**Exercise requirements:** Wherever the word "components" appears in a line, copy that line.

**Supplied records:**
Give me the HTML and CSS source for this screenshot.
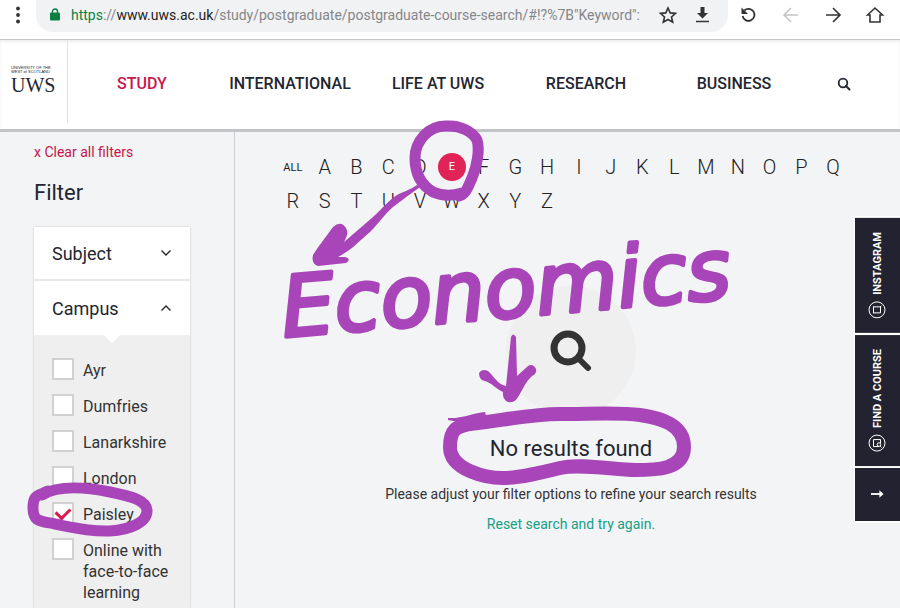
---
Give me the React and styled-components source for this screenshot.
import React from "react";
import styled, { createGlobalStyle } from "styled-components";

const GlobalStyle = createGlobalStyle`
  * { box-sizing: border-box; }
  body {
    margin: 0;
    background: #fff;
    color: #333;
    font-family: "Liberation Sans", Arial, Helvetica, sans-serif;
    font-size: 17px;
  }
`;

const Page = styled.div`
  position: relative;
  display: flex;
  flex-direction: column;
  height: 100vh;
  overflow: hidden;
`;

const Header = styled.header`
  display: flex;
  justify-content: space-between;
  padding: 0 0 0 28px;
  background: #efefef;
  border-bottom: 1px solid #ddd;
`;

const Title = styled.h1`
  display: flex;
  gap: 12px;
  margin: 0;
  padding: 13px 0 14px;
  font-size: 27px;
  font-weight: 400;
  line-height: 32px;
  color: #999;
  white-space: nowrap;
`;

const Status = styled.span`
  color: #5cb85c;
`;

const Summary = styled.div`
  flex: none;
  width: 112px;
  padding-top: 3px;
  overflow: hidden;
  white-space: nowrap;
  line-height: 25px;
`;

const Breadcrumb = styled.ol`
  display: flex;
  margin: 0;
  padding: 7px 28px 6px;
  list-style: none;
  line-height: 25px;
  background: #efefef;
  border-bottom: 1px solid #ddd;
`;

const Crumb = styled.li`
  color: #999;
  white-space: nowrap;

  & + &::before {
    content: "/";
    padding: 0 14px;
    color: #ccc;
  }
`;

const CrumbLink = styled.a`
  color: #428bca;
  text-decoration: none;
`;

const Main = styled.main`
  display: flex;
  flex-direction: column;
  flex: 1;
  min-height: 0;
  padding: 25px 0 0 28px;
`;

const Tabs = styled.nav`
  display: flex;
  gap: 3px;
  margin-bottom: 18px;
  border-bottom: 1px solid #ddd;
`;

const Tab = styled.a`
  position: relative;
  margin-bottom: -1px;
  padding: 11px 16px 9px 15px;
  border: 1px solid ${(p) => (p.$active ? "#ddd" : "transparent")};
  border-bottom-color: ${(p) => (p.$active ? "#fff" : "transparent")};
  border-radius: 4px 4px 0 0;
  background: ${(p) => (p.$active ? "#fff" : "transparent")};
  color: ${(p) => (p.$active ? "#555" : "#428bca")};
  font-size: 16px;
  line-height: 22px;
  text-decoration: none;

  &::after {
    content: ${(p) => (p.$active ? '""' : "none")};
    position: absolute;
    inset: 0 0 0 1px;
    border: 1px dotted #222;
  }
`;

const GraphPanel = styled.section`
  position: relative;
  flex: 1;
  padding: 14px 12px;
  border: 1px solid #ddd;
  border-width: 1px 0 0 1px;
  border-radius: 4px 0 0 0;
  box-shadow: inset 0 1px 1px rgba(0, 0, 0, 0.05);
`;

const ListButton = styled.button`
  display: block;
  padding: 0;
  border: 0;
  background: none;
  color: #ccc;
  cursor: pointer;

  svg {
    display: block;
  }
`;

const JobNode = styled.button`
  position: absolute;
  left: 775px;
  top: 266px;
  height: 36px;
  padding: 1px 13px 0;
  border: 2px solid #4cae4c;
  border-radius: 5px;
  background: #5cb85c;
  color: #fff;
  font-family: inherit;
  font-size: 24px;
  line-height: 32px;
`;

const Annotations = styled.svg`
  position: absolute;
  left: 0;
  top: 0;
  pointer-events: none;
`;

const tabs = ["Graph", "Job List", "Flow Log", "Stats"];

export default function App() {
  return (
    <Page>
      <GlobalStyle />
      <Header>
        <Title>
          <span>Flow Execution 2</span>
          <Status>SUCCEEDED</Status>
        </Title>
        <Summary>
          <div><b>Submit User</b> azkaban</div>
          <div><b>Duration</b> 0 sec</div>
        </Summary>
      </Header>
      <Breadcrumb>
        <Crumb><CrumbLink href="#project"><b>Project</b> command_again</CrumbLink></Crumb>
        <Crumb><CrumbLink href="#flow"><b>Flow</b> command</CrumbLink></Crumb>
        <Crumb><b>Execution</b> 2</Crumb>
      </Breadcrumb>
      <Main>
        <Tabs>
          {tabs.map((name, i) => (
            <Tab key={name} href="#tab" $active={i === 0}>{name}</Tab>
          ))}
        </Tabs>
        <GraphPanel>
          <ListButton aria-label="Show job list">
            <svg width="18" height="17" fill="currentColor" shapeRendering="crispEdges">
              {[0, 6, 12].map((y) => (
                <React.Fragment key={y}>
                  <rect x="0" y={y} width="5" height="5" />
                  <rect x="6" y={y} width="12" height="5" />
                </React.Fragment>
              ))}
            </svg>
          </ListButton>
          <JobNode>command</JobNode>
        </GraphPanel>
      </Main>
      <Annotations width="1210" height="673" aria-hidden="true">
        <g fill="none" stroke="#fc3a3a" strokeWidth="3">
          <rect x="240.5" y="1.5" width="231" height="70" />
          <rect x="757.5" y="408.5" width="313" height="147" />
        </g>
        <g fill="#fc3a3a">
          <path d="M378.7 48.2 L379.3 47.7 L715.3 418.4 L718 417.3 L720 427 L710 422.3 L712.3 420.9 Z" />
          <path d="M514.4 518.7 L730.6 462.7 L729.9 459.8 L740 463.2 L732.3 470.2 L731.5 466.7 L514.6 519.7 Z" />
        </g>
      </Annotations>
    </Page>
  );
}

**Task answer:**
Give me the React and styled-components source for this screenshot.
import styled, { createGlobalStyle } from "styled-components";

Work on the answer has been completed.